Here, Plaintiffs have not provided any information pertaining to the cost of the Defendant's Vodka or that of Defendants' competitors at the time of Plaintiffs' purchases. (See generally Compl.) Plaintiffs' failure to allege the premium paid subjects Plaintiffs' NJCFA claim to dismissal.
Plaintiffs allege common-law fraud claims in Counts III and IV. Such claims must be pled with heightened specificity. FED. R. CIV. P. 9(b). To plead fraud under New Jersey law, a plaintiff must state sufficient facts to raise a plausible inference of: "(1) a material misrepresentation of a presently existing or past fact; (2) knowledge or belief by the defendant of its falsity; (3) an intention that the other person rely on it; (4) reasonable reliance thereon by the other person; and (5) resulting damages." Natural Factors Nutritional Prods. Inc., 2014 WL 2916452, at *5 (internal quotation marks omitted) (citing Banco Popular N. Am. v. Gandi, 184 N.J. 161, 260 (2005)). Failure to state such facts subjects the common-law fraud claims to dismissal.

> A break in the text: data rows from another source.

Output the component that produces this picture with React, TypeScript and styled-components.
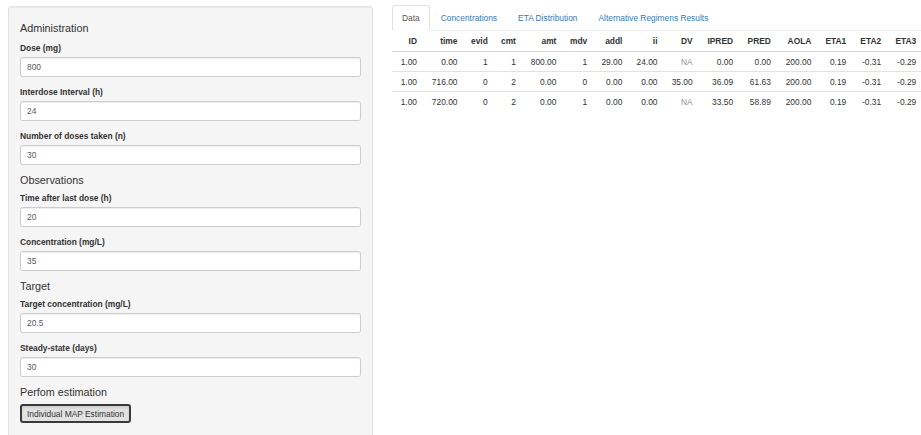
import React from 'react';
import styled, { createGlobalStyle } from 'styled-components';

const GlobalStyle = createGlobalStyle`
  * { box-sizing: border-box; }
  html, body {
    margin: 0;
    padding: 0;
    overflow: hidden;
    background: #fff;
  }
  body {
    font-family: "Liberation Sans", Arial, Helvetica, sans-serif;
    font-size: 8.4px;
    line-height: 12px;
    color: #333;
  }
`;

type Field = { label: string; value: string };
type Section = { title: string; fields: Field[] };

const sections: Section[] = [
    {
        title: 'Administration',
        fields: [
            { label: 'Dose (mg)', value: '800' },
            { label: 'Interdose Interval (h)', value: '24' },
            { label: 'Number of doses taken (n)', value: '30' },
        ],
    },
    {
        title: 'Observations',
        fields: [
            { label: 'Time after last dose (h)', value: '20' },
            { label: 'Concentration (mg/L)', value: '35' },
        ],
    },
    {
        title: 'Target',
        fields: [
            { label: 'Target concentration (mg/L)', value: '20.5' },
            { label: 'Steady-state (days)', value: '30' },
        ],
    },
];

const tabs = ['Data', 'Concentrations', 'ETA Distribution', 'Alternative Regimens Results'];

const columns = ['ID', 'time', 'evid', 'cmt', 'amt', 'mdv', 'addl', 'ii', 'DV', 'IPRED', 'PRED', 'AOLA', 'ETA1', 'ETA2', 'ETA3'];

const rows: string[][] = [
    ['1.00', '0.00', '1', '1', '800.00', '1', '29.00', '24.00', 'NA', '0.00', '0.00', '200.00', '0.19', '-0.31', '-0.29'],
    ['1.00', '716.00', '0', '2', '0.00', '0', '0.00', '0.00', '35.00', '36.09', '61.63', '200.00', '0.19', '-0.31', '-0.29'],
    ['1.00', '720.00', '0', '2', '0.00', '1', '0.00', '0.00', 'NA', '33.50', '58.89', '200.00', '0.19', '-0.31', '-0.29'],
];

const Page = styled.div`
  display: flex;
  align-items: flex-start;
  gap: 19px;
  padding: 5px 0 0 8px;
`;

// sidebar well, runs on past the bottom of the window
const Well = styled.form`
  flex: 0 0 365px;
  margin: 1px 0 0;
  padding: 10px 11px 24px;
  background: #f5f5f5;
  border: 1px solid #e3e3e3;
  border-radius: 3px;
  box-shadow: inset 0 1px 1px rgba(0, 0, 0, 0.05);
`;

const SectionTitle = styled.h4`
  margin: 9px 0 6px;
  font-size: 10.8px;
  line-height: 12px;
  font-weight: 400;
  color: #333;

  &:first-child {
    margin-top: 5px;
    margin-bottom: 8px;
  }
`;

const FormGroup = styled.div`
  margin-bottom: 9px;
`;

const FieldLabel = styled.label`
  display: block;
  margin-bottom: 3px;
  font-weight: 700;
  line-height: 12px;
`;

const TextInput = styled.input`
  display: block;
  width: 100%;
  height: 20px;
  padding: 0 6px;
  font-family: inherit;
  font-size: 8.4px;
  color: #5a5a5a;
  background: #fff;
  border: 1px solid #ccc;
  border-radius: 2.4px;
  box-shadow: inset 0 1px 1px rgba(0, 0, 0, 0.075);
  outline: none;
`;

const ActionButton = styled.button`
  display: block;
  margin-top: 4px;
  height: 19px;
  padding: 0 5px;
  font-family: inherit;
  font-size: 8.4px;
  line-height: 12px;
  color: #333;
  background: #e2e2e2;
  border: 2px solid #3a3a3a;
  border-radius: 3px;
  box-shadow: inset 0 2px 3px rgba(0, 0, 0, 0.08);
`;

const MainPanel = styled.div`
  flex: 1;
  min-width: 0;
`;

const TabBar = styled.ul`
  display: flex;
  margin: 0;
  padding: 0;
  list-style: none;
  border-bottom: 1px solid #ececec;
`;

const Tab = styled.li<{ $active?: boolean }>`
  margin: 0 1px -1px 0;
  padding: 6px 9px;
  line-height: 12px;
  white-space: nowrap;
  color: ${(p) => (p.$active ? '#555' : '#337ab7')};
  background: ${(p) => (p.$active ? '#fff' : 'transparent')};
  border: 1px solid ${(p) => (p.$active ? '#e2e2e2' : 'transparent')};
  border-bottom-color: ${(p) => (p.$active ? '#fff' : 'transparent')};
  border-radius: 3px 3px 0 0;
`;

const DataTable = styled.table`
  width: 100%;
  border-collapse: collapse;
  border-spacing: 0;
`;

const HeadCell = styled.th`
  padding: 4px 4.8px;
  line-height: 12px;
  font-weight: 700;
  text-align: right;
  white-space: nowrap;
  border-bottom: 1px solid #d6d6d6;
`;

const Cell = styled.td<{ $muted?: boolean }>`
  padding: 3.5px 4.8px;
  line-height: 12px;
  text-align: right;
  white-space: nowrap;
  color: ${(p) => (p.$muted ? '#8f8f8f' : '#333')};
  border-top: 1px solid #e2e2e2;
`;

export default function App() {
    return (
        <>
            <GlobalStyle />
            <Page>
                <Well onSubmit={(e) => e.preventDefault()}>
                    {sections.map((section) => (
                        <React.Fragment key={section.title}>
                            <SectionTitle>{section.title}</SectionTitle>
                            {section.fields.map((field) => (
                                <FormGroup key={field.label}>
                                    <FieldLabel>{field.label}</FieldLabel>
                                    <TextInput defaultValue={field.value} />
                                </FormGroup>
                            ))}
                        </React.Fragment>
                    ))}
                    <SectionTitle>Perfom estimation</SectionTitle>
                    <ActionButton type="button">Individual MAP Estimation</ActionButton>
                </Well>
                <MainPanel>
                    <TabBar>
                        {tabs.map((tab, index) => (
                            <Tab key={tab} $active={index === 0}>{tab}</Tab>
                        ))}
                    </TabBar>
                    <DataTable>
                        <thead>
                        <tr>
                            {columns.map((col) => (
                                <HeadCell key={col}>{col}</HeadCell>
                            ))}
                        </tr>
                        </thead>
                        <tbody>
                        {rows.map((row, rowIndex) => (
                            <tr key={rowIndex}>
                                {row.map((value, cellIndex) => (
                                    <Cell key={cellIndex} $muted={value === 'NA'}>{value}</Cell>
                                ))}
                            </tr>
                        ))}
                        </tbody>
                    </DataTable>
                </MainPanel>
            </Page>
        </>
    );
}
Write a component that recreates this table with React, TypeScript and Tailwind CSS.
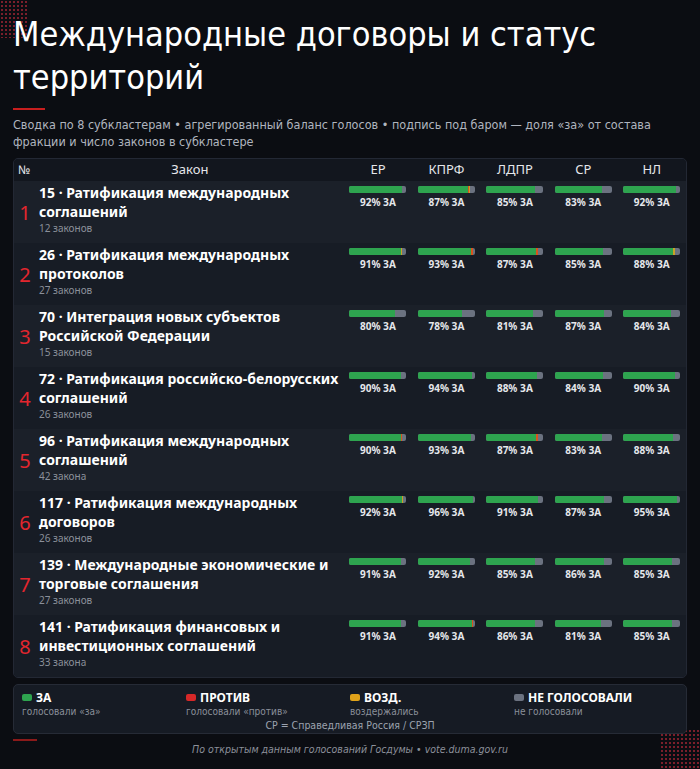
import React from "react";

type Vote = { za: number; pr?: number; vz?: number };

interface Row {
  n: number;
  title: string;
  count: string;
  votes: Vote[];
}

const parties = ["ЕР", "КПРФ", "ЛДПР", "СР", "НЛ"];

const rows: Row[] = [
  { n: 1, title: "15 · Ратификация международных соглашений", count: "12 законов", votes: [{ za: 92 }, { za: 87, pr: 1, vz: 1 }, { za: 85 }, { za: 83 }, { za: 92 }] },
  { n: 2, title: "26 · Ратификация международных протоколов", count: "27 законов", votes: [{ za: 91, vz: 1 }, { za: 93, pr: 1 }, { za: 87, pr: 1 }, { za: 85 }, { za: 88, vz: 1 }] },
  { n: 3, title: "70 · Интеграция новых субъектов Российской Федерации", count: "15 законов", votes: [{ za: 80 }, { za: 78 }, { za: 81 }, { za: 87 }, { za: 84 }] },
  { n: 4, title: "72 · Ратификация российско-белорусских соглашений", count: "26 законов", votes: [{ za: 90 }, { za: 94 }, { za: 88 }, { za: 84 }, { za: 90 }] },
  { n: 5, title: "96 · Ратификация международных соглашений", count: "42 закона", votes: [{ za: 90, pr: 1 }, { za: 93 }, { za: 87, pr: 1 }, { za: 83 }, { za: 88 }] },
  { n: 6, title: "117 · Ратификация международных договоров", count: "26 законов", votes: [{ za: 92, vz: 1 }, { za: 96 }, { za: 91 }, { za: 87 }, { za: 95 }] },
  { n: 7, title: "139 · Международные экономические и торговые соглашения", count: "27 законов", votes: [{ za: 91 }, { za: 92 }, { za: 85 }, { za: 86 }, { za: 85 }] },
  { n: 8, title: "141 · Ратификация финансовых и инвестиционных соглашений", count: "33 закона", votes: [{ za: 91 }, { za: 94, pr: 1 }, { za: 86 }, { za: 81 }, { za: 85 }] },
];

const legend = [
  { c: "bg-[#2ea44f]", label: "ЗА", sub: "голосовали «за»" },
  { c: "bg-[#d62828]", label: "ПРОТИВ", sub: "голосовали «против»" },
  { c: "bg-[#e0a21a]", label: "ВОЗД.", sub: "воздержались" },
  { c: "bg-[#6b7280]", label: "НЕ ГОЛОСОВАЛИ", sub: "не голосовали" },
];

const Bar = ({ v }: { v: Vote }) => (
  <div className="flex flex-col items-center">
    <div className="flex h-[7px] w-[57px] overflow-hidden rounded-[2px] bg-[#6b7280]">
      <div className="bg-[#2ea44f]" style={{ width: `${v.za}%` }} />
      {v.pr ? <div className="bg-[#d9541e]" style={{ width: `${v.pr * 3}%` }} /> : null}
      {v.vz ? <div className="bg-[#c9a227]" style={{ width: `${v.vz * 2}%` }} /> : null}
    </div>
    <div className="mt-[3px] text-[10px] leading-[12px] font-bold text-[#e5e7eb]">{v.za}% ЗА</div>
  </div>
);

export default function App() {
  return (
    <div className="relative h-[769px] w-[700px] overflow-hidden bg-[#0b0d12] font-['Noto_Sans',sans-serif] text-white">
      {/* dot patterns */}
      <div className="absolute top-0 left-0 h-[38px] w-[28px] bg-[radial-gradient(circle,#7a1f2b_0.8px,transparent_1.2px)] bg-[size:4px_4px]" />
      <div className="absolute right-0 bottom-0 h-[40px] w-[40px] bg-[radial-gradient(circle,#7a1f2b_0.8px,transparent_1.2px)] bg-[size:4px_4px]" />

      <div className="relative px-[13px] pt-[13px]">
        <h1 className="font-['DejaVu_Sans_Condensed','DejaVu_Sans',sans-serif] text-[34px] leading-[43px] font-normal text-white">
          Международные договоры и статус территорий
        </h1>
        <div className="mt-[9px] h-[2px] w-[32px] bg-[#c81e1e]" />
        <p className="mt-[6px] font-['DejaVu_Sans_Condensed','DejaVu_Sans',sans-serif] text-[12.5px] leading-[17px] text-[#b0b5bf]">
          Сводка по 8 субкластерам • агрегированный баланс голосов • подпись под баром — доля «за» от состава фракции и число законов в субкластере
        </p>

        <div className="mt-[8px] overflow-hidden rounded-[5px] border border-[#232834] bg-[#161b24]">
          <div className="flex h-[22px] items-center bg-[#12161e] text-[13px] text-[#e5e7eb]">
            <div className="w-[22px] pl-[4px] text-[12px]">№</div>
            <div className="w-[308px] text-center">Закон</div>
            {parties.map((p) => (
              <div key={p} className="w-[68.5px] text-center">{p}</div>
            ))}
          </div>
          {rows.map((r, i) => (
            <div key={r.n} className={`flex h-[62px] ${i % 2 === 0 ? "bg-[#1b2029]" : "bg-[#171c25]"}`}>
              <div className="flex w-[22px] items-center justify-center pt-[1px] text-[20px] text-[#e3262e]">{r.n}</div>
              <div className="w-[308px] pt-[2px] pl-[3px]">
                <div className="text-[14px] leading-[19px] font-bold text-white">{r.title}</div>
                <div className="text-[10px] leading-[14px] text-[#8b909a]">{r.count}</div>
              </div>
              {r.votes.map((v, j) => (
                <div key={j} className="w-[68.5px] pt-[5px]">
                  <Bar v={v} />
                </div>
              ))}
            </div>
          ))}
        </div>

        <div className="mt-[6px] rounded-[5px] border border-[#262b36] bg-[#161b24] px-[8px] pt-[5px] pb-[1px]">
          <div className="grid grid-cols-4">
            {legend.map((l) => (
              <div key={l.label}>
                <div className="flex items-center gap-[4px]">
                  <span className={`h-[7px] w-[10px] rounded-[2px] ${l.c}`} />
                  <span className="text-[12px] leading-[15px] font-bold text-white">{l.label}</span>
                </div>
                <div className="mt-[1px] font-['DejaVu_Sans_Condensed','DejaVu_Sans',sans-serif] text-[10px] leading-[12px] text-[#8b909a]">{l.sub}</div>
              </div>
            ))}
          </div>
          <div className="text-center font-['DejaVu_Sans_Condensed','DejaVu_Sans',sans-serif] text-[10.5px] leading-[14px] text-[#9ca3af]">
            СР = Справедливая Россия / СРЗП
          </div>
        </div>

        <div className="mt-[5px] h-[2px] w-[24px] bg-[#8b1a1a]" />
        <div className="mt-[1px] text-center font-['DejaVu_Sans_Condensed','DejaVu_Sans',sans-serif] text-[10.5px] leading-[14px] text-[#8b909a] italic">
          По открытым данным голосований Госдумы • vote.duma.gov.ru
        </div>
      </div>
    </div>
  );
}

In the instant matter, Plaintiffs' common-law fraud claims are insufficiently pled. Plaintiffs allege—without supporting facts—that they "saw and relied upon the `Handmade' representations . . . that were prominently displayed on all of Tito's Vodka products." (Compl. ¶ 27.) The Complaint's bare allegation of reliance is insufficient because it fails to identify with specificity how Plaintiffs relied on Defendant's labels, how that reliance was reasonable, and how that reliance caused them any detriment.
Therefore, Counts I, III, and IV will be dismissed without prejudice. Plaintiffs may file an amended complaint within 30 days of this order.
Because this Court has dismissed Plaintiffs' complaint, with 30 days to amend, Defendant's motion to strike will be denied as moot.